March Book Reviews
Deerskin by Robin McKinley 5/5 Stars
This book cements my new obsession with the fantasy genre, and I love that this is a historical fantasy/magical realism combination. Lissar had a really weird upbringing for a princess; after her mother dies it nose-dives and she ends up fleeing her home with her beloved dog and best friend, Ash. The experience they have in the mountain cabin is, though still a very difficult time for them, a magical realism cozy transformation of my dreams. I love so many things about this book though: the world, her new friends, and Lissar finding strength and healing. There are difficult parts throughout the book as well, but the overall story is beautiful and wonderful and I imagine myself rereading it in the future.
The Last Hours (Black Death #1) by Minette Walters 5/5 Stars
I was pleasantly surprised by this one. I’ve been so into medieval fiction lately (primarily a Fall/Winter thing for me so now that Spring is here I’m going more contemporary again) and this one fits nicely into my collection. I really enjoyed this world and the story but I would have liked to have had more details about everyday life. I listened to the audiobook and really liked the narrator. I couldn’t wait to move on to book two.
The Turn of Midnight (Black Death #2) by Minette Walters 3/5 Stars
I was very disappointed with the follow-up to The Last Hours. Most of the book is about Thaddeus being away from Develish and a gigantic portion drags out his trial in the latter part of the book. This was not engrossing or exciting to me and I merely finished it to complete the story between these two books. The ending was also quite bland.
Carnival Quest (The Candy Shop Wars #3) by Brandon Mull 5/5 Stars
It Ends with Us by Colleen Hoover 5/5 Stars
I picked this up at Newark before a flight and it did a great job of sucking me right in and forgetting about the wait and the plane ride. I wish the synopsis went into more detail, like that this is about domestic abuse. It’s a giant part of the book but it’s isn’t even mentioned. While that is never a nice thing to read about, I think Colleen Hoover did a great job exploring what it feels like to be in such a relationship. I later read that she wrote this book with a heavy nod to how she grew up and what her mother went through. I appreciated exploring it in different ways from the points-of-view of the mother and daughter and how it is so much more complicated than what the outside observer thinks. A gritty, dark, emotional, intense read that got me back into reading physical books.
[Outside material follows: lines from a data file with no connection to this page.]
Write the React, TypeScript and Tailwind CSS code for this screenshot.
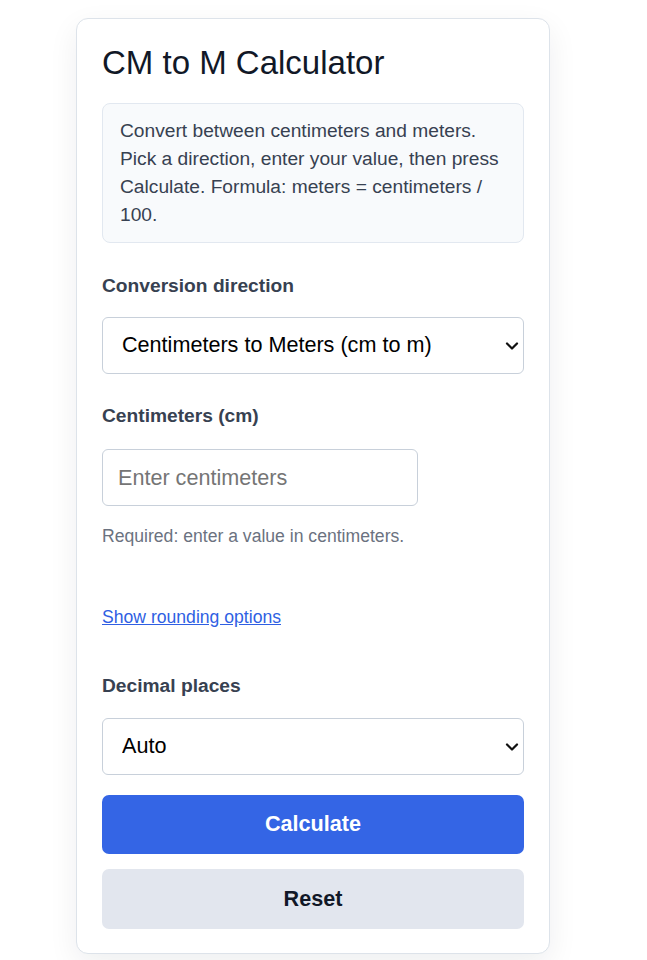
import { useState } from 'react';
import { ChevronDown } from 'lucide-react';

const font = { fontFamily: '"Liberation Sans", Arial, sans-serif' };

function Select({ value, onChange, options, className }: { value: string; onChange: (v: string) => void; options: [string, string][]; className: string }) {
  return (
    <div className={`relative ${className}`}>
      <select
        value={value}
        onChange={(e) => onChange(e.target.value)}
        className="block h-[57px] w-full appearance-none rounded-[6px] border border-[#c8d0da] bg-white pl-[19px] pr-[30px] text-[21.6px] text-black outline-none"
      >
        {options.map(([v, l]) => (
          <option key={v} value={v}>
            {l}
          </option>
        ))}
      </select>
      <ChevronDown size={20} strokeWidth={2.7} className="pointer-events-none absolute right-[2px] top-1/2 -translate-y-1/2 text-[#111]" />
    </div>
  );
}

export default function App() {
  const [direction, setDirection] = useState('cm-m');
  const [value, setValue] = useState('');
  const [places, setPlaces] = useState('auto');

  return (
    <div className="min-h-screen bg-white pt-[18px]" style={font}>
      <div className="ml-[76px] w-[474px] rounded-[12px] border border-[#dde3ea] bg-white px-[25px] pt-[24px] pb-[24px] shadow-[0_10px_30px_rgba(15,23,42,0.07)]">
        <h1 className="text-[33px] leading-[40px] font-normal text-[#111827]">CM to M Calculator</h1>

        <p className="mt-[20px] rounded-[8px] border border-[#e2e8f0] bg-[#f8fafc] px-[17px] py-[13px] text-[19.2px] leading-[28px] text-[#374151]">
          Convert between centimeters and meters. Pick a direction, enter your value, then press Calculate. Formula: meters = centimeters / 100.
        </p>

        <label className="mt-[31px] block text-[19.2px] leading-[23px] font-bold text-[#374151]">Conversion direction</label>
        <Select
          className="mt-[20px]"
          value={direction}
          onChange={setDirection}
          options={[
            ['cm-m', 'Centimeters to Meters (cm to m)'],
            ['m-cm', 'Meters to Centimeters (m to cm)'],
          ]}
        />

        <label className="mt-[30px] block text-[19.2px] leading-[23px] font-bold text-[#374151]">Centimeters (cm)</label>
        <input
          type="number"
          value={value}
          onChange={(e) => setValue(e.target.value)}
          placeholder="Enter centimeters"
          className="mt-[22px] block h-[57px] w-[316px] rounded-[6px] border border-[#c8d0da] bg-white px-[15px] text-[21.6px] text-black placeholder:text-[#757575] outline-none"
        />
        <p className="mt-[18px] text-[17.6px] leading-[24px] text-[#6b7280]">Required: enter a value in centimeters.</p>

        <a href="#" className="mt-[57px] block w-fit text-[17.6px] leading-[24px] text-[#2f5fe3] underline">
          Show rounding options
        </a>

        <label className="mt-[45px] block text-[19.2px] leading-[23px] font-bold text-[#374151]">Decimal places</label>
        <Select
          className="mt-[21px]"
          value={places}
          onChange={setPlaces}
          options={[
            ['auto', 'Auto'],
            ['2', '2'],
            ['4', '4'],
          ]}
        />

        <button className="mt-[20px] flex h-[59px] w-full items-center justify-center rounded-[7px] bg-[#3465e5] text-[21.6px] font-bold text-white">
          Calculate
        </button>
        <button className="mt-[15px] flex h-[60px] w-full items-center justify-center rounded-[7px] bg-[#e2e6ee] text-[21.6px] font-bold text-[#111827]">
          Reset
        </button>
      </div>
    </div>
  );
}
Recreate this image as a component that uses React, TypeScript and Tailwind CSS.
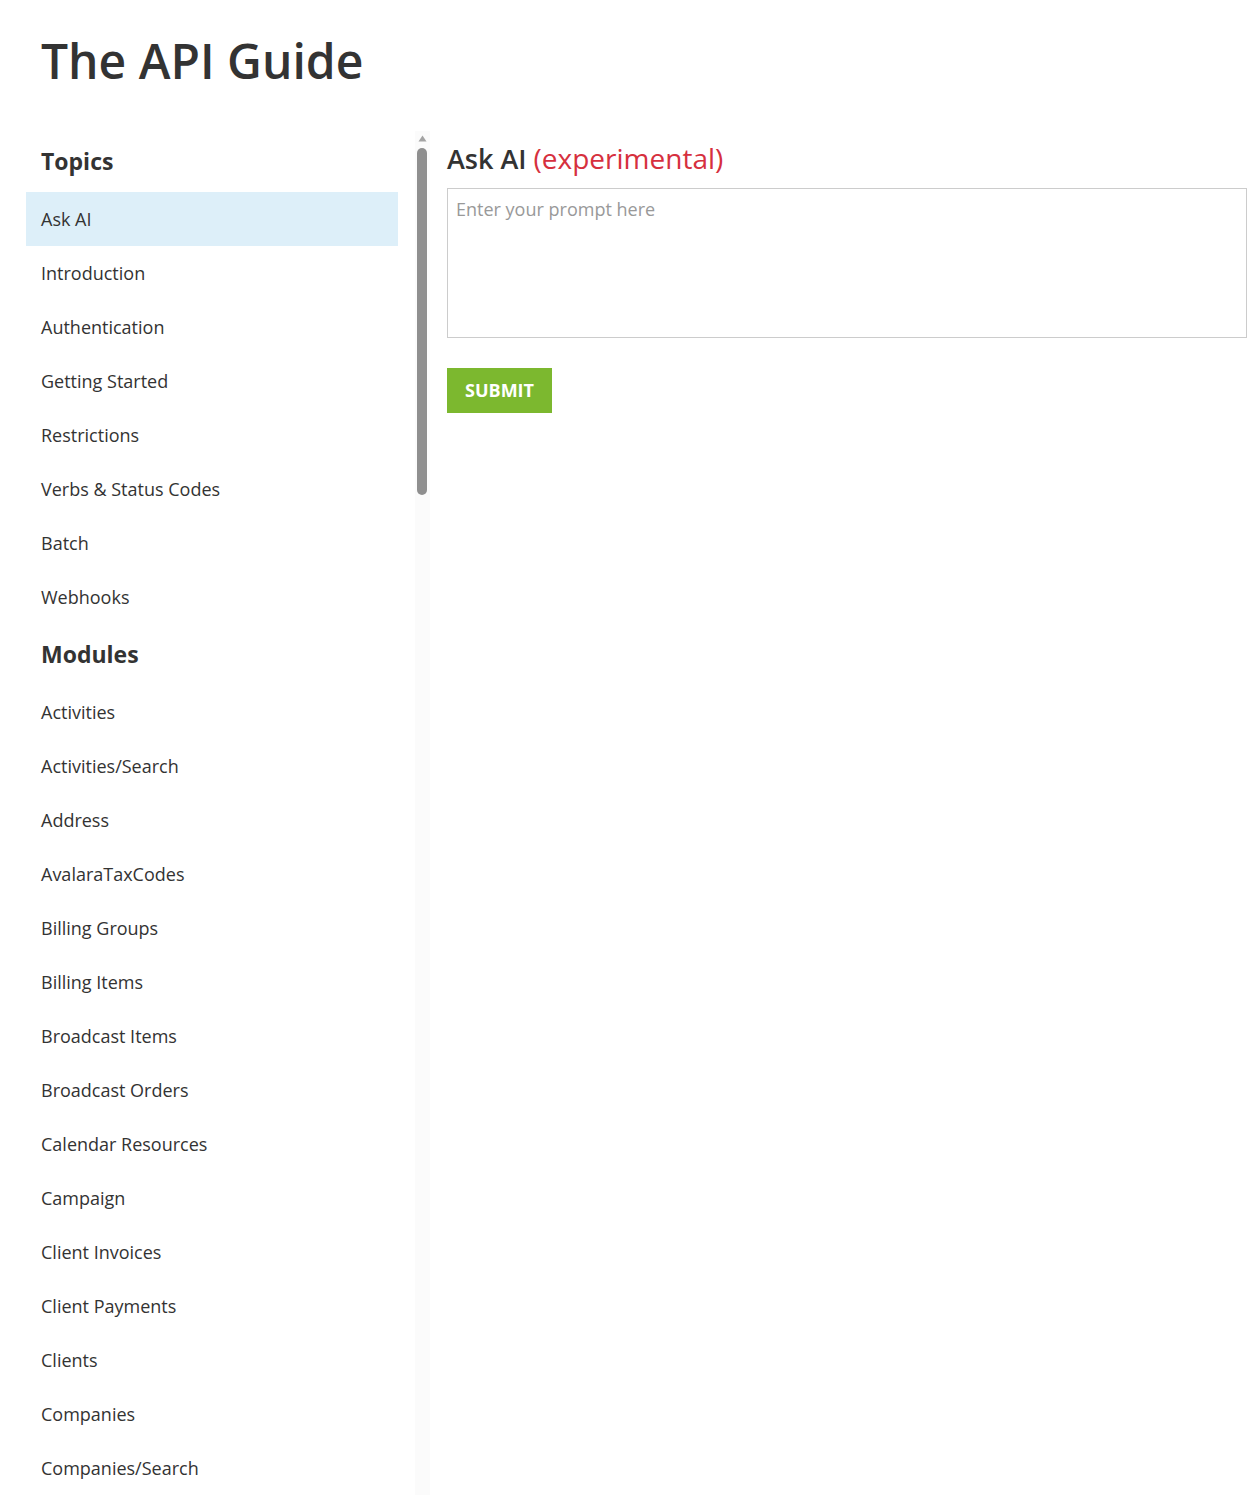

It Starts with Us by Colleen Hoover 3/5 Stars
It Stars with Us compared to the preceding book, It Ends with Us, was extremely disappointing. It feels like this was written to appease fans of the first book who wanted more from these characters but it doesn’t feel like there’s an urgent need to have this story told like there was for the first book. It didn’t feel like there was much meaning or emotion behind it. It read very much like a romance book and that’s a totally different type of book than the first one. It just didn’t have the same appeal for me. I’d recommend reading the first book and then spoilers for the second if you’d like to know how things turn out.
Weyward by Emilia Hart 3.5/5 Stars
Weyward follows three women, Altha in 1619, Violet in 1942, and Kate in 2019. What I love about this book is the magical realism aspect. Weyward women have an unusual relationship with nature: they are especially close with crows, all manner of bugs and insects are drawn to them, and they have a talent for healing and herbs. Unfortunately this ends what I love about the book. Weyward needs MORE of this. I want each page to drip with this special and awe-inspiring magic the Weyward women possess. I want to read more about learning herbalism and collecting them and more than just one instance of creepy-crawlies in the ground shifting to touch a Weyward hand. I want to know more about the spiders that curl up to sleep against the hair, neck, face of these lucky women. I want to know more about Goldie.
The other main beef I have with the book is the three revolving views. Usually with dual timelines or alternate points-of-view I eventually get used to the flow of the book but that was not the case with this one. Each chapter change is a different person and mostly they are only a few pages each. With every advancing chapter I felt torn from the story I was reading. For the entire book. It wasn’t pleasant.
Something else that took me out of the story and made me feel like the author thought me an idiot were when she would point out obvious things that were mentioned earlier in the book but, oh wait, whichever main character we’re reading about now is just now getting it and all I could think was, “yeah, duh.” I am not crazy about these characters; I feel that Altha and Violet are naive products of their time but Kate is just kind of a dummy.
The Harpy by Megan Hunter 2/5 Stars
The synopsis makes this book seem darker than it really is. I kept waiting for things to pick up, for something really exciting to happen, but I kept searching and reading and waiting right up until the end when it jumped head-first off a cliff and got so abstract and weird that I couldn’t make any sense of it. Lucy steadily deteriorates mentally as the book goes on. The only parts that were harpy-esque were these weird excerpts between chapters about someone (maybe Lucy? I don’t think we ever find out) doing a thesis on harpies. Two stars because I enjoyed the beginning and was hopeful for it.